Task objective >>
Transcribe the records below exactly as they appear, omitting any pictures.

Records shown >>
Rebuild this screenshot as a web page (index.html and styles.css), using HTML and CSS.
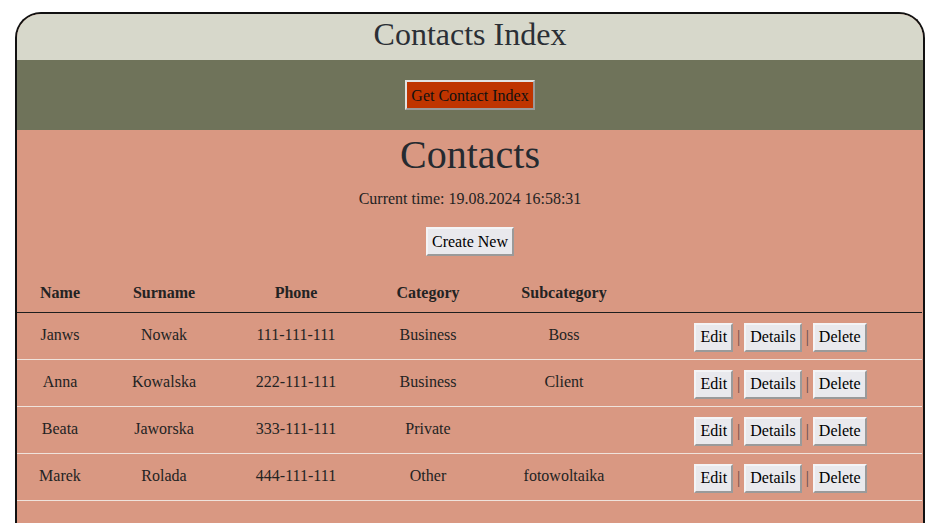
FILE: index.html
```html
<!DOCTYPE html>
<html>
<head>
<meta charset="utf-8">
<title>Contacts Index</title>
<link rel="stylesheet" href="styles.css">
</head>
<body>
<div class="frame">
  <header class="top">Contacts Index</header>
  <div class="band">
    <button class="btn-red">Get Contact Index</button>
  </div>
  <main class="content">
    <h1 class="title">Contacts</h1>
    <p class="time">Current time: 19.08.2024 16:58:31</p>
    <div class="create"><button class="btn">Create New</button></div>
    <table class="grid">
      <colgroup>
        <col class="c1"><col class="c2"><col class="c3"><col class="c4"><col class="c5"><col class="c6">
      </colgroup>
      <thead>
        <tr><th>Name</th><th>Surname</th><th>Phone</th><th>Category</th><th>Subcategory</th><th></th></tr>
      </thead>
      <tbody>
        <tr><td>Janws</td><td>Nowak</td><td>111-111-111</td><td>Business</td><td>Boss</td>
          <td class="acts"><button class="btn">Edit</button><span class="sep">|</span><button class="btn">Details</button><span class="sep">|</span><button class="btn">Delete</button></td></tr>
        <tr><td>Anna</td><td>Kowalska</td><td>222-111-111</td><td>Business</td><td>Client</td>
          <td class="acts"><button class="btn">Edit</button><span class="sep">|</span><button class="btn">Details</button><span class="sep">|</span><button class="btn">Delete</button></td></tr>
        <tr><td>Beata</td><td>Jaworska</td><td>333-111-111</td><td>Private</td><td></td>
          <td class="acts"><button class="btn">Edit</button><span class="sep">|</span><button class="btn">Details</button><span class="sep">|</span><button class="btn">Delete</button></td></tr>
        <tr><td>Marek</td><td>Rolada</td><td>444-111-111</td><td>Other</td><td>fotowoltaika</td>
          <td class="acts"><button class="btn">Edit</button><span class="sep">|</span><button class="btn">Details</button><span class="sep">|</span><button class="btn">Delete</button></td></tr>
      </tbody>
    </table>
  </main>
</div>
</body>
</html>
```
FILE: styles.css
```css
html, body {
  margin: 0;
  padding: 0;
  background: #ffffff;
  font-family: "Liberation Serif", "Times New Roman", serif;
  color: #232323;
}
.frame {
  width: 906px;
  margin: 12px 0 0 15px;
  border: 2px solid #111;
  border-bottom: none;
  border-radius: 26px 26px 0 0;
  overflow: hidden;
  height: 520px;
  background: #d99882;
}
.top {
  height: 46px;
  background: #d7d8cb;
  text-align: center;
  font-size: 32px;
  line-height: 40px;
  color: #2b2f35;
}
.band {
  height: 70px;
  background: #6f735a;
  display: flex;
  align-items: center;
  justify-content: center;
}
.btn-red {
  font-family: "Liberation Serif", "Times New Roman", serif;
  font-size: 16px;
  color: #111;
  background: #bf3400;
  border: 2px solid;
  border-color: #e2e2e2 #9a9a9a #9a9a9a #e2e2e2;
  padding: 2px 4px 0;
  height: 30px;
  white-space: nowrap;
}
.content {
  background: #d99882;
  text-align: center;
}
.title {
  margin: 0;
  padding-top: 2px;
  font-size: 40px;
  font-weight: normal;
  line-height: 46px;
  color: #252a30;
}
.time {
  margin: 12px 0 0;
  font-size: 16px;
  line-height: 18px;
}
.create {
  margin-top: 19px;
  height: 29px;
}
.btn {
  font-family: "Liberation Serif", "Times New Roman", serif;
  font-size: 16px;
  color: #000;
  background: #e9e9ed;
  border: 2px solid;
  border-color: #f4f4f6 #9a9a9a #9a9a9a #f4f4f6;
  padding: 0 4px;
  height: 29px;
  vertical-align: middle;
}
.grid {
  margin-top: 17px;
  width: 905px;
  border-collapse: collapse;
  table-layout: fixed;
}
.c1 { width: 86px; }
.c2 { width: 122px; }
.c3 { width: 142px; }
.c4 { width: 122px; }
.c5 { width: 150px; }
.c6 { width: 283px; }
.grid th {
  height: 39px;
  font-size: 16px;
  font-weight: bold;
  border-bottom: 1px solid #1e1e1e;
  padding: 0;
  vertical-align: middle;
}
.grid td {
  height: 46px;
  padding: 0;
  font-size: 16px;
  border-bottom: 1px solid #efe3dc;
  vertical-align: middle;
  text-align: center;
}
.grid td:not(.acts) {
  padding-bottom: 2px;
  height: 44px;
}
.acts {
  white-space: nowrap;
  padding-top: 2px !important;
  height: 44px !important;
}
.sep {
  display: inline-block;
  color: #5e4a48;
  margin: 0 4px;
  vertical-align: middle;
}
```
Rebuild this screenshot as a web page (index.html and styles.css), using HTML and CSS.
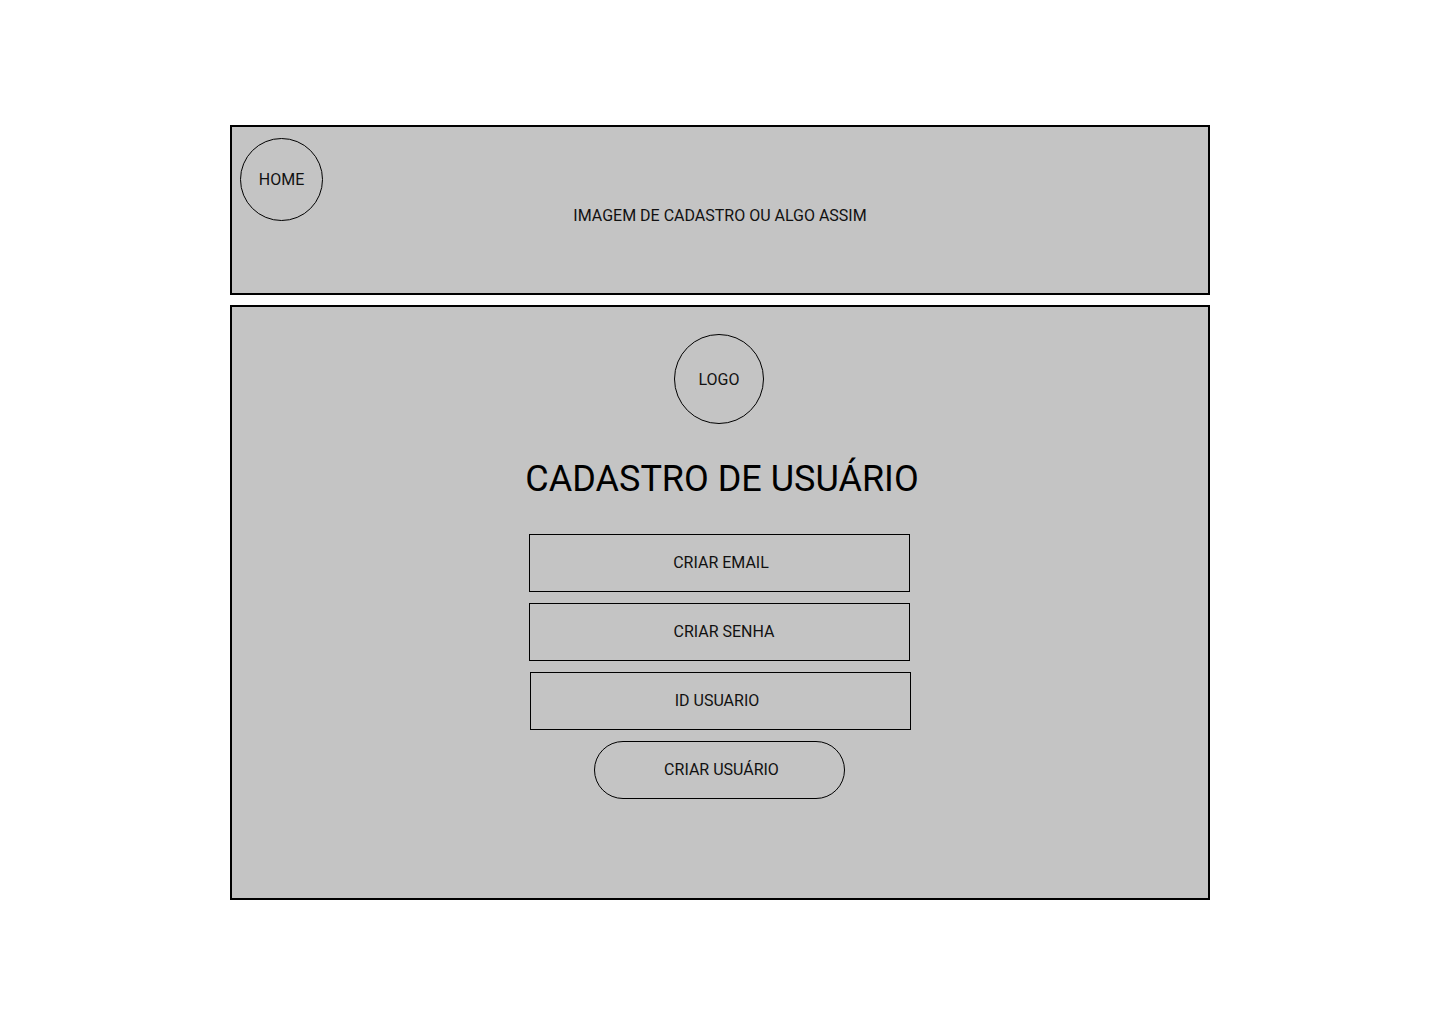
FILE: index.html
```html
<!DOCTYPE html>
<html lang="pt-BR">
<head>
<meta charset="utf-8">
<title>Cadastro de Usuário</title>
<link rel="stylesheet" href="styles.css">
</head>
<body>
<div class="page">
  <header class="banner">
    <div class="circle home">HOME</div>
    <div class="banner-text">IMAGEM DE CADASTRO OU ALGO ASSIM</div>
    <div></div>
  </header>
  <main class="card">
    <div class="circle logo">LOGO</div>
    <h1 class="title">CADASTRO DE USUÁRIO</h1>
    <div class="fields">
      <div class="field email">CRIAR EMAIL</div>
      <div class="field senha">CRIAR SENHA</div>
      <div class="field shifted">ID USUARIO</div>
      <div class="btn">CRIAR USUÁRIO</div>
    </div>
  </main>
</div>
</body>
</html>
```
FILE: styles.css
```css
* { box-sizing: border-box; }
html, body { margin: 0; padding: 0; background: #fff; }
body {
  font-family: Roboto, "Liberation Sans", Arial, sans-serif;
  color: #111;
}
.page {
  width: 980px;
  margin-left: 230px;
  padding-top: 125px;
  display: flex;
  flex-direction: column;
  gap: 10px;
}
.banner {
  height: 170px;
  border: 2px solid #000;
  background: #c4c4c4;
  padding: 11px 8px;
  display: grid;
  grid-template-columns: 83px 1fr 83px;
  align-items: start;
}
.circle {
  border: 1px solid #000;
  border-radius: 50%;
  display: flex;
  align-items: center;
  justify-content: center;
  font-size: 16px;
}
.home { width: 83px; height: 83px; }
.banner-text {
  margin-top: 68px;
  text-align: center;
  font-size: 16px;
  line-height: 19px;
}
.card {
  height: 595px;
  border: 2px solid #000;
  background: #c4c4c4;
  padding-top: 27px;
  display: flex;
  flex-direction: column;
  align-items: center;
}
.logo { width: 90px; height: 90px; margin-left: -2px; }
.title {
  margin: 34px 0 0 4px;
  font-size: 36px;
  font-weight: 400;
  line-height: 42px;
  color: #000;
}
.fields {
  margin-top: 34px;
  display: flex;
  flex-direction: column;
  align-items: center;
  gap: 11px;
}
.field {
  width: 381px;
  height: 58px;
  border: 1px solid #000;
  display: flex;
  align-items: center;
  justify-content: center;
  font-size: 16px;
  margin-left: -2px;
  padding-bottom: 2px;
}
.field.email { padding-left: 4px; }
.field.senha { padding-left: 10px; }
.field.shifted { margin-left: 0; padding-right: 6px; }
.btn {
  width: 251px;
  height: 58px;
  border: 1px solid #000;
  border-radius: 29px;
  display: flex;
  align-items: center;
  justify-content: center;
  font-size: 16px;
  margin-left: -1px;
  padding-left: 4px;
  padding-bottom: 2px;
}
```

Task result >>
Rebuild this screenshot as a web page (index.html and styles.css), using HTML and CSS.
FILE: index.html
```html
<!DOCTYPE html>
<html>
<head>
<meta charset="utf-8">
<title>Contacts Index</title>
<link rel="stylesheet" href="styles.css">
</head>
<body>
<div class="frame">
  <header class="top">Contacts Index</header>
  <div class="band">
    <button class="btn-red">Get Contact Index</button>
  </div>
  <main class="content">
    <h1 class="title">Contacts</h1>
    <p class="time">Current time: 19.08.2024 16:58:31</p>
    <div class="create"><button class="btn">Create New</button></div>
    <table class="grid">
      <colgroup>
        <col class="c1"><col class="c2"><col class="c3"><col class="c4"><col class="c5"><col class="c6">
      </colgroup>
      <thead>
        <tr><th>Name</th><th>Surname</th><th>Phone</th><th>Category</th><th>Subcategory</th><th></th></tr>
      </thead>
      <tbody>
        <tr><td>Janws</td><td>Nowak</td><td>111-111-111</td><td>Business</td><td>Boss</td>
          <td class="acts"><button class="btn">Edit</button><span class="sep">|</span><button class="btn">Details</button><span class="sep">|</span><button class="btn">Delete</button></td></tr>
        <tr><td>Anna</td><td>Kowalska</td><td>222-111-111</td><td>Business</td><td>Client</td>
          <td class="acts"><button class="btn">Edit</button><span class="sep">|</span><button class="btn">Details</button><span class="sep">|</span><button class="btn">Delete</button></td></tr>
        <tr><td>Beata</td><td>Jaworska</td><td>333-111-111</td><td>Private</td><td></td>
          <td class="acts"><button class="btn">Edit</button><span class="sep">|</span><button class="btn">Details</button><span class="sep">|</span><button class="btn">Delete</button></td></tr>
        <tr><td>Marek</td><td>Rolada</td><td>444-111-111</td><td>Other</td><td>fotowoltaika</td>
          <td class="acts"><button class="btn">Edit</button><span class="sep">|</span><button class="btn">Details</button><span class="sep">|</span><button class="btn">Delete</button></td></tr>
      </tbody>
    </table>
  </main>
</div>
</body>
</html>
```
FILE: styles.css
```css
html, body {
  margin: 0;
  padding: 0;
  background: #ffffff;
  font-family: "Liberation Serif", "Times New Roman", serif;
  color: #232323;
}
.frame {
  width: 906px;
  margin: 12px 0 0 15px;
  border: 2px solid #111;
  border-bottom: none;
  border-radius: 26px 26px 0 0;
  overflow: hidden;
  height: 520px;
  background: #d99882;
}
.top {
  height: 46px;
  background: #d7d8cb;
  text-align: center;
  font-size: 32px;
  line-height: 40px;
  color: #2b2f35;
}
.band {
  height: 70px;
  background: #6f735a;
  display: flex;
  align-items: center;
  justify-content: center;
}
.btn-red {
  font-family: "Liberation Serif", "Times New Roman", serif;
  font-size: 16px;
  color: #111;
  background: #bf3400;
  border: 2px solid;
  border-color: #e2e2e2 #9a9a9a #9a9a9a #e2e2e2;
  padding: 2px 4px 0;
  height: 30px;
  white-space: nowrap;
}
.content {
  background: #d99882;
  text-align: center;
}
.title {
  margin: 0;
  padding-top: 2px;
  font-size: 40px;
  font-weight: normal;
  line-height: 46px;
  color: #252a30;
}
.time {
  margin: 12px 0 0;
  font-size: 16px;
  line-height: 18px;
}
.create {
  margin-top: 19px;
  height: 29px;
}
.btn {
  font-family: "Liberation Serif", "Times New Roman", serif;
  font-size: 16px;
  color: #000;
  background: #e9e9ed;
  border: 2px solid;
  border-color: #f4f4f6 #9a9a9a #9a9a9a #f4f4f6;
  padding: 0 4px;
  height: 29px;
  vertical-align: middle;
}
.grid {
  margin-top: 17px;
  width: 905px;
  border-collapse: collapse;
  table-layout: fixed;
}
.c1 { width: 86px; }
.c2 { width: 122px; }
.c3 { width: 142px; }
.c4 { width: 122px; }
.c5 { width: 150px; }
.c6 { width: 283px; }
.grid th {
  height: 39px;
  font-size: 16px;
  font-weight: bold;
  border-bottom: 1px solid #1e1e1e;
  padding: 0;
  vertical-align: middle;
}
.grid td {
  height: 46px;
  padding: 0;
  font-size: 16px;
  border-bottom: 1px solid #efe3dc;
  vertical-align: middle;
  text-align: center;
}
.grid td:not(.acts) {
  padding-bottom: 2px;
  height: 44px;
}
.acts {
  white-space: nowrap;
  padding-top: 2px !important;
  height: 44px !important;
}
.sep {
  display: inline-block;
  color: #5e4a48;
  margin: 0 4px;
  vertical-align: middle;
}
```
Rebuild this screenshot as a web page (index.html and styles.css), using HTML and CSS.
FILE: index.html
```html
<!DOCTYPE html>
<html lang="pt-BR">
<head>
<meta charset="utf-8">
<title>Cadastro de Usuário</title>
<link rel="stylesheet" href="styles.css">
</head>
<body>
<div class="page">
  <header class="banner">
    <div class="circle home">HOME</div>
    <div class="banner-text">IMAGEM DE CADASTRO OU ALGO ASSIM</div>
    <div></div>
  </header>
  <main class="card">
    <div class="circle logo">LOGO</div>
    <h1 class="title">CADASTRO DE USUÁRIO</h1>
    <div class="fields">
      <div class="field email">CRIAR EMAIL</div>
      <div class="field senha">CRIAR SENHA</div>
      <div class="field shifted">ID USUARIO</div>
      <div class="btn">CRIAR USUÁRIO</div>
    </div>
  </main>
</div>
</body>
</html>
```
FILE: styles.css
```css
* { box-sizing: border-box; }
html, body { margin: 0; padding: 0; background: #fff; }
body {
  font-family: Roboto, "Liberation Sans", Arial, sans-serif;
  color: #111;
}
.page {
  width: 980px;
  margin-left: 230px;
  padding-top: 125px;
  display: flex;
  flex-direction: column;
  gap: 10px;
}
.banner {
  height: 170px;
  border: 2px solid #000;
  background: #c4c4c4;
  padding: 11px 8px;
  display: grid;
  grid-template-columns: 83px 1fr 83px;
  align-items: start;
}
.circle {
  border: 1px solid #000;
  border-radius: 50%;
  display: flex;
  align-items: center;
  justify-content: center;
  font-size: 16px;
}
.home { width: 83px; height: 83px; }
.banner-text {
  margin-top: 68px;
  text-align: center;
  font-size: 16px;
  line-height: 19px;
}
.card {
  height: 595px;
  border: 2px solid #000;
  background: #c4c4c4;
  padding-top: 27px;
  display: flex;
  flex-direction: column;
  align-items: center;
}
.logo { width: 90px; height: 90px; margin-left: -2px; }
.title {
  margin: 34px 0 0 4px;
  font-size: 36px;
  font-weight: 400;
  line-height: 42px;
  color: #000;
}
.fields {
  margin-top: 34px;
  display: flex;
  flex-direction: column;
  align-items: center;
  gap: 11px;
}
.field {
  width: 381px;
  height: 58px;
  border: 1px solid #000;
  display: flex;
  align-items: center;
  justify-content: center;
  font-size: 16px;
  margin-left: -2px;
  padding-bottom: 2px;
}
.field.email { padding-left: 4px; }
.field.senha { padding-left: 10px; }
.field.shifted { margin-left: 0; padding-right: 6px; }
.btn {
  width: 251px;
  height: 58px;
  border: 1px solid #000;
  border-radius: 29px;
  display: flex;
  align-items: center;
  justify-content: center;
  font-size: 16px;
  margin-left: -1px;
  padding-left: 4px;
  padding-bottom: 2px;
}
```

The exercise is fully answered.